When many readers simultaneously request the same data element, there can be a database read overload, sometimes called the “Thundering Herd” problem. This page addresses how to prevent it in a single JVM or a clustered configuration.

Problem

Many readers read an empty value from the cache and subseqeuntly try to load it from the database. The result is unnecessary database load as all readers simultaneously execute the same query against the database.

Solution

Implement the cache-as-sor pattern by using a BlockingCache or SelfPopulatingCache included with Ehcache.

Using the BlockingCache Ehcache will automatically block all threads that are simultaneously requesting a particular value and let one and only one thread through to the database. Once that thread has populated the cache, the other threads will be allowed to read the cached value.

Even better, when used in a cluster with Terracotta, Ehcache will automatically coordinate access to the cache across the cluster, and no matter how many application servers are deployed, still only one user request will be serviced by the database on cache misses.

Discussion

The “thundering herd” problem occurs in a highly concurrent environment (typically, many users). When many users make a request to the same piece of data at the same time, and there is a cache miss (the data for the cached element is not present in the cache) the thundering herd problem is triggered.

Imagine that a popular news story has just surfaced on the front page of a news site. The news story has not yet been loaded in to the cache.

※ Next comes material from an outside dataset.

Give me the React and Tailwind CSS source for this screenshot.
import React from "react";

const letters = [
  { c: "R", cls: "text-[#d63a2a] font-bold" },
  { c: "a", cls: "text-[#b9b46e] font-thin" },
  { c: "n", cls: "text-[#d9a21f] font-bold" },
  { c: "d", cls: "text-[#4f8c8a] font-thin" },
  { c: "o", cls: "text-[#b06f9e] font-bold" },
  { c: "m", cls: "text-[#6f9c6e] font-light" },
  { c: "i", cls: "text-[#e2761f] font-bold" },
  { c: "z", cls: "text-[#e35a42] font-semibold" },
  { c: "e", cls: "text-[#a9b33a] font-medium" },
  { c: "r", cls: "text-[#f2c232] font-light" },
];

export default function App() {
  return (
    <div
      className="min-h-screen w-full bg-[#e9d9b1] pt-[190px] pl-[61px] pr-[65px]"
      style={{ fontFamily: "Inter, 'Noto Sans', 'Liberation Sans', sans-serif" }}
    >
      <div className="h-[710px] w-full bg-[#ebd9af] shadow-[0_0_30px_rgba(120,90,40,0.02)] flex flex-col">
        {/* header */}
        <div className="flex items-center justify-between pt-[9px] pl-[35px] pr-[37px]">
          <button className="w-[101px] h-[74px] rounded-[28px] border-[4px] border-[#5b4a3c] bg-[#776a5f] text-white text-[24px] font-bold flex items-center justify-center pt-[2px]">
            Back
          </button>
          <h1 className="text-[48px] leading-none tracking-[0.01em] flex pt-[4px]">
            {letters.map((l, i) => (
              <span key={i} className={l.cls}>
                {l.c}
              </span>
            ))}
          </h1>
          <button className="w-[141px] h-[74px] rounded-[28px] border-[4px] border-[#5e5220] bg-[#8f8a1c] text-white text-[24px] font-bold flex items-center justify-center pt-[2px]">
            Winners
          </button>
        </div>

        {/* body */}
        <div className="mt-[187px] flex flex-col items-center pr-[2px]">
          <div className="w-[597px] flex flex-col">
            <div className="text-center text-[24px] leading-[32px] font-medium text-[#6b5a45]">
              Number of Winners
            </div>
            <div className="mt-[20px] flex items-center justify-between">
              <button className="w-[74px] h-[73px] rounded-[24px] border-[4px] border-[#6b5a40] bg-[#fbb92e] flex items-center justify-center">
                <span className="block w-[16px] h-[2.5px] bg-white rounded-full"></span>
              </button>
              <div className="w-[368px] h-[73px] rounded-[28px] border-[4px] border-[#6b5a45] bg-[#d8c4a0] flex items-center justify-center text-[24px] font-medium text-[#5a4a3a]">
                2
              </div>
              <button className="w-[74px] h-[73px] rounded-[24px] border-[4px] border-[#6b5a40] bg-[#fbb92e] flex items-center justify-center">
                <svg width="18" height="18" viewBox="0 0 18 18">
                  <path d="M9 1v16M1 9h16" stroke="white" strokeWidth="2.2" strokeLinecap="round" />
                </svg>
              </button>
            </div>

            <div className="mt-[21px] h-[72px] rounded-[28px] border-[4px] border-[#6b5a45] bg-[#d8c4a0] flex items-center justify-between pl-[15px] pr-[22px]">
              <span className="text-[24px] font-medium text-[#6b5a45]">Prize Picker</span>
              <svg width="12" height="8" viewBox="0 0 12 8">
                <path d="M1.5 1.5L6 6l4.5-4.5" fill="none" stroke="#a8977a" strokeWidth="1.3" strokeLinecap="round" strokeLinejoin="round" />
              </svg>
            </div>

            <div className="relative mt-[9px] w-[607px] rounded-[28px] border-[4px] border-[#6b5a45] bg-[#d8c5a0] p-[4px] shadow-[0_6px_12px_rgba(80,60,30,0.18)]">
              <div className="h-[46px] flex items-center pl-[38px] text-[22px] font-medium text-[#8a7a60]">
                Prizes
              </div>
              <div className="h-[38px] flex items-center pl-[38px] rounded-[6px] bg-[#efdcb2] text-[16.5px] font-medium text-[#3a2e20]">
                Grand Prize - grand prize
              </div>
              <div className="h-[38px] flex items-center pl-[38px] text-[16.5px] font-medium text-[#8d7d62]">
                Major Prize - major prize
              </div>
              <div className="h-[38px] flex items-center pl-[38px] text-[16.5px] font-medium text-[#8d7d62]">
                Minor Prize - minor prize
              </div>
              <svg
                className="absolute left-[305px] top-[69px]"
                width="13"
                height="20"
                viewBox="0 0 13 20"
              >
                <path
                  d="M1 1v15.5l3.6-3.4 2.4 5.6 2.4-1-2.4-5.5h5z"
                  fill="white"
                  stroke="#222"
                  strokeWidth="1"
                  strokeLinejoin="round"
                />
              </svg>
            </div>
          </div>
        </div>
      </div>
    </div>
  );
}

The application is using a cache using a read-through pattern with code that looks approximately like:

         /* read some data, check cache first, otherwise read from SoR */
public V readSomeData(K key) {
  Element element;
  if ((element = cache.get(key)) != null) {
    return element.getValue();
  }

  // note here you should decide whether your cache
  // will cache 'nulls' or not
  if (value = readDataFromDataStore(key)) != null) {
    cache.put(new Element(key, value));
  }

  return value;
}

      

Upon publication to the front page of a website, a news story will then likely be clicked on by many users all at approximately the same time.

Since the application server is processing all of the user requests simultaneously, the application code will execute the above code all at approximately the same time. This is especially important to consider, because all user requests will be evaluating the cache (line 105) contents at approximately the same time, and reach the same conclusion: the cache request is a miss!

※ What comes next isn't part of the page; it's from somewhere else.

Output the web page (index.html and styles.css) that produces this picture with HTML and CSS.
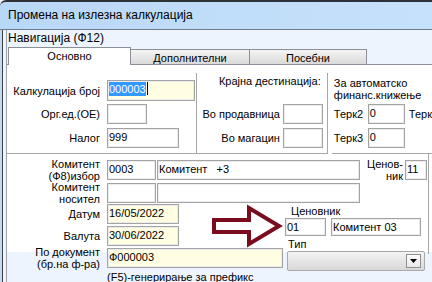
FILE: index.html
```html
<!DOCTYPE html>
<html lang="mk">
<head>
  <meta charset="UTF-8" />
  <title>Промена на излезна калкулација</title>
  <link rel="stylesheet" href="styles.css">
</head>
<body>

  <!-- Window title -->
  <div class="titlebar">Промена на излезна калкулација</div>

  <div class="client">
    <div class="client-body">
      <div class="nav">
        <div class="nav-title">Навигација (Ф12)</div>

        <!-- Tabs -->
        <div class="tabs">
          <div class="tab active">Основно</div>
          <div class="tab t2">Дополнителни</div>
          <div class="tab t3">Посебни</div>
        </div>

        <div class="page">
          <div class="top-row">
            <!-- Calculation -->
            <div class="group g-calc">
              <div class="field f1">
                <span class="lbl">Калкулација број</span>
                <span class="inp yellow w87"><span class="sel">000003</span><span class="caret"></span></span>
              </div>
              <div class="field f2">
                <span class="lbl">Орг.ед.(ОЕ)</span>
                <span class="inp w40"></span>
              </div>
              <div class="field f3">
                <span class="lbl">Налог</span>
                <span class="inp w72">999</span>
              </div>
            </div>

            <!-- Destination -->
            <div class="group g-dest">
              <div class="g-title">Крајна дестинација:</div>
              <div class="field d1">
                <span class="lbl-d">Во продавница</span>
                <span class="inp w40"></span>
              </div>
              <div class="field d2">
                <span class="lbl-d">Во магацин</span>
                <span class="inp w40"></span>
              </div>
            </div>

            <!-- Auto booking -->
            <div class="group g-fin">
              <div class="g-text">За автоматско<br>финанс.книжење</div>
              <div class="field t-1">
                <span class="lbl-t">Терк2</span>
                <span class="inp w37">0</span>
                <span class="after">Терк</span>
              </div>
              <div class="field t-2">
                <span class="lbl-t">Терк3</span>
                <span class="inp w37">0</span>
              </div>
            </div>
          </div>

          <!-- Main data -->
          <div class="group g-main">
            <div class="field m1">
              <span class="lbl two">Комитент<br>(Ф8)избор</span>
              <span class="inp w49">0003</span>
              <span class="inp w203 gap1 pre">Комитент   +3</span>
              <span class="lbl-c two">Ценов-<br>ник</span>
              <span class="inp w22">11</span>
            </div>
            <div class="field m2">
              <span class="lbl two">Комитент<br>носител</span>
              <span class="inp w49"></span>
              <span class="inp w203 gap1"></span>
            </div>

            <div class="split">
              <div class="col-left">
                <div class="field m3">
                  <span class="lbl">Датум</span>
                  <span class="inp yellow w72">16/05/2022</span>
                </div>
                <div class="field m4">
                  <span class="lbl">Валута</span>
                  <span class="inp yellow w72">30/06/2022</span>
                </div>
                <div class="field m5">
                  <span class="lbl two">По документ<br>(бр.на ф-ра)</span>
                  <span class="inp yellow w176">Ф000003</span>
                </div>
                <div class="hint">(F5)-генерирање за префикс</div>
              </div>

              <div class="col-right">
                <div class="c-lbl">Ценовник</div>
                <div class="c-row">
                  <span class="inp h18 w41">01</span>
                  <span class="inp h18 w90">Комитент 03</span>
                </div>
                <div class="c-lbl tip">Тип</div>
                <div class="combo">
                  <span class="combo-btn">
                    <svg width="7" height="4" viewBox="0 0 7 4"><path d="M0 0H7L3.5 4Z" fill="#000"/></svg>
                  </span>
                </div>
              </div>
            </div>

            <!-- annotation arrow -->
            <svg class="arrow" width="76" height="46" viewBox="0 0 76 46">
              <path d="M4 17H39V5L69 23L39 41V29H4Z" fill="none" stroke="#7b0c1e" stroke-width="4" stroke-linejoin="miter"/>
            </svg>
          </div>
        </div>
      </div>
    </div>
  </div>

</body>
</html>
```

FILE: styles.css
```css
/* Base */
* {
  box-sizing: border-box;
}

body {
  margin: 0;
  width: 432px;
  height: 282px;
  overflow: hidden;
  background-color: #eef4fd;
  font-family: "Liberation Sans", Arial, sans-serif;
  font-size: 11px;
  color: #000;
}

/* Title bar */
.titlebar {
  height: 30px;
  padding-left: 8px;
  border-top: 2px solid #2e3236;
  border-bottom: 1px solid #6d7b8b;
  border-top-left-radius: 6px;
  background: linear-gradient(to right, #b9d8f6, #c6e1fb);
  font-size: 12px;
  line-height: 27px;
}

/* Client area */
.client {
  height: 252px;
  border-left: 2px solid #c2dbf4;
}

.client-body {
  height: 100%;
  padding-left: 3px;
  border-left: 1px solid #3d4045;
}

.nav {
  height: 100%;
  border-left: 1px solid #9ea3ab;
}

.nav-title {
  height: 17px;
  padding-left: 1px;
  font-size: 12px;
  line-height: 16px;
}

/* Tabs */
.tabs {
  display: flex;
  align-items: flex-end;
  height: 17px;
  padding-left: 1px;
}

.tab {
  height: 15px;
  border: 1px solid #8a8f98;
  border-bottom: none;
  background: linear-gradient(#f4f4f4, #dadada);
  text-align: center;
  line-height: 14px;
  padding-top: 1px;
}

.tab.active {
  width: 123px;
  height: 18px;
  margin-bottom: -1px;
  position: relative;
  z-index: 1;
  background: #fff;
  line-height: 15px;
}

.tab.t2 {
  width: 120px;
  margin-left: -1px;
}

.tab.t3 {
  width: 118px;
  margin-left: -1px;
}

/* Tab page */
.page {
  height: 188px;
  background: #fff;
  border-top: 1px solid #8a8f98;
}

.top-row {
  display: flex;
  margin-top: 8px;
}

.group {
  border-color: #a7a7a7;
  border-style: solid;
  border-width: 0;
}

.field {
  display: flex;
  align-items: center;
}

.lbl {
  width: 94px;
  margin-right: 6px;
  padding-right: 1px;
  text-align: right;
  white-space: nowrap;
}

.two {
  line-height: 12px;
}

/* Inputs */
.inp {
  display: block;
  height: 20px;
  padding: 0 1px;
  border: 1px solid #a3a3a3;
  box-shadow: inset 0 0 0 1px #ececec;
  background: #fff;
  line-height: 17px;
  white-space: nowrap;
  overflow: hidden;
}

.inp.yellow {
  background: #fffde2;
}

.h18 {
  height: 18px;
  line-height: 16px;
}

.pre {
  white-space: pre;
}

.gap1 { margin-left: 1px; }
.w22 { width: 22px; }
.w37 { width: 37px; }
.w40 { width: 40px; }
.w41 { width: 41px; }
.w49 { width: 49px; }
.w72 { width: 72px; }
.w87 { width: 88px; }
.w90 { width: 90px; }
.w176 { width: 176px; }
.w203 { width: 203px; }

.sel {
  background: #3399ff;
  color: #fff;
  padding: 1px 0;
}

.caret {
  display: inline-block;
  width: 1px;
  height: 13px;
  margin-left: 1px;
  vertical-align: -2px;
  background: #000;
}

/* Calculation group */
.g-calc {
  width: 190px;
  height: 81px;
  padding-top: 7px;
  border-right-width: 1px;
  border-bottom-width: 1px;
}

.f1 { height: 21px; margin-bottom: 3px; }
.f1 .inp { height: 21px; }
.f2 { height: 20px; margin-bottom: 4px; }
.f3 { height: 20px; }

/* Destination group */
.g-dest {
  width: 131px;
  height: 81px;
  padding-top: 2px;
  border-right-width: 1px;
  border-bottom-width: 1px;
}

.g-title {
  padding-left: 22px;
  line-height: 13px;
}

.lbl-d {
  width: 83px;
  margin-right: 3px;
  text-align: right;
  white-space: nowrap;
}

.d1 { margin-top: 16px; margin-bottom: 4px; }

/* Finance group */
.g-fin {
  flex: 1;
  height: 81px;
  margin-left: 4px;
  padding-top: 4px;
  padding-left: 2px;
  border-bottom-width: 1px;
}

.g-text {
  line-height: 12px;
  white-space: nowrap;
}

.lbl-t {
  width: 34px;
}

.after {
  margin-left: 4px;
  white-space: nowrap;
}

.t-1 { margin-top: 3px; margin-bottom: 4px; }

/* Main group */
.g-main {
  position: relative;
  width: 422px;
  height: 100px;
  padding-top: 6px;
  border-right-width: 1px;
}

.m1, .m2, .m5 { height: 20px; }
.m1 { margin-bottom: 3px; }
.m2 { margin-bottom: 1px; }
.m3, .m4 { margin-bottom: 2px; }
.m5 { margin-bottom: 3px; }

.lbl-c {
  width: 45px;
  padding-right: 2px;
  text-align: right;
}

.split {
  display: flex;
}

.col-left {
  width: 278px;
}

.hint {
  margin-left: 100px;
  line-height: 13px;
  white-space: nowrap;
}

.col-right {
  flex: 1;
}

.c-lbl {
  margin-top: 1px;
  padding-left: 6px;
  line-height: 13px;
}

.c-lbl.tip {
  margin-top: 2px;
  padding-left: 3px;
}

.c-row {
  display: flex;
  gap: 5px;
}

/* Combo box */
.combo {
  display: flex;
  justify-content: flex-end;
  align-items: center;
  width: 138px;
  height: 20px;
  margin-left: 2px;
  padding-right: 3px;
  border: 1px solid #a9a9a9;
  border-radius: 2px;
  background: linear-gradient(#f3f3f3, #d8d8d8);
}

.combo-btn {
  display: flex;
  justify-content: center;
  align-items: center;
  width: 15px;
  height: 14px;
  border: 1px solid #8f8f8f;
  background: linear-gradient(#fdfdfd, #e9e9e9);
}

/* Annotation arrow */
.arrow {
  position: absolute;
  left: 203px;
  top: 49px;
}
```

Therefore all of the user request threads will then move on to read the data from the SOR. So, even though the application designer was careful to implement caching in the application, the database is still subject to spikes of activity.

The thundering herd problem is made even worse when there are many application servers to one database server, as the number of simultaneous hits the database server may receive increases as a function of the number of application servers deployed.